The order of the “pretended acts of legislation” in the committee’s draft Declaration of Independence bore no relationship whatsoever to the order in which they occurred: the first recalled the Quartering Acts of 1765 and 1774, the second the Administration of Justice Act of 1774, the third the, New England Restraining and Prohibitory Acts of 1775. The next item, on taxes, was based on several Parliamentary enact­ments including the Sugar Act (1764), Stamp Act (1765), and Town­shend Acts (1767) and possibly the Tea Act of 1773.

Colonists’ right to trial by jury was injured by Parliament’s extending the jurisdiction of Admiralty Courts, which lacked juries, to cover offenses against the Stamp Act. The right to trial by juries “of the vicinage” was also threatened by an act of 1772 “for the better securing and preserving His Majesty’s Dock Yards, Magazines, Ships, Ammunition and Stores” and the Administration of Justice Act of 1774, under which colonial of­fenders could be tried in England, and by Parliament’s encouraging the King to apply against the colonists an old statute of Henry VIII that allowed trials in England for treason or misprision of treason committed outside the realm (35 Hen. VIII, c.2). Even the most assid­uous efforts have, however, identified no colonists of the revolutionar­ies’ generation who were actually transported “beyond seas to be tried for pretended offenses.”

The seventh provision referred to the Quebec Act of 1774, the eighth to the Massachusetts Government Act of 1774, the ninth to the New York Restraining Act of 1767 and the Declara­tory Act of 1766.
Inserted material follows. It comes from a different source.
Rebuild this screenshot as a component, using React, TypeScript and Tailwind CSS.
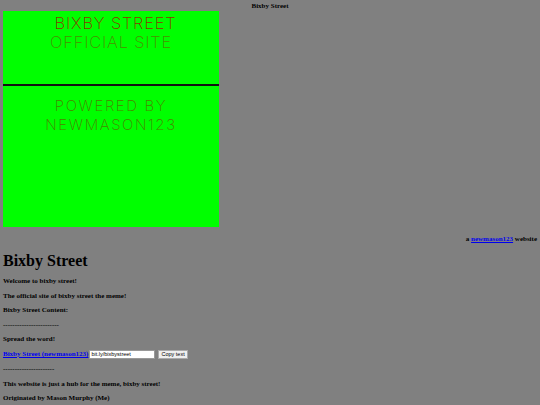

Jefferson’s arrangement of grievances may seem random, but it was in fact carefully considered. His purpose, it seems, was to arrange this set of grievances in order of increasing political atrocity, and so to build rhetorical momentum, ending with the sus­pension of colonial legislatures–about as extreme an outrage as one independent legislature could commit on another–and the assertion of power to bind the colonists in “all cases whatsoever.” Those two acts alone, he observed in his draft of the Declaration on Taking Up Arms, formed “a basis broad enough whereon to erect a despotism of un­limited extent.”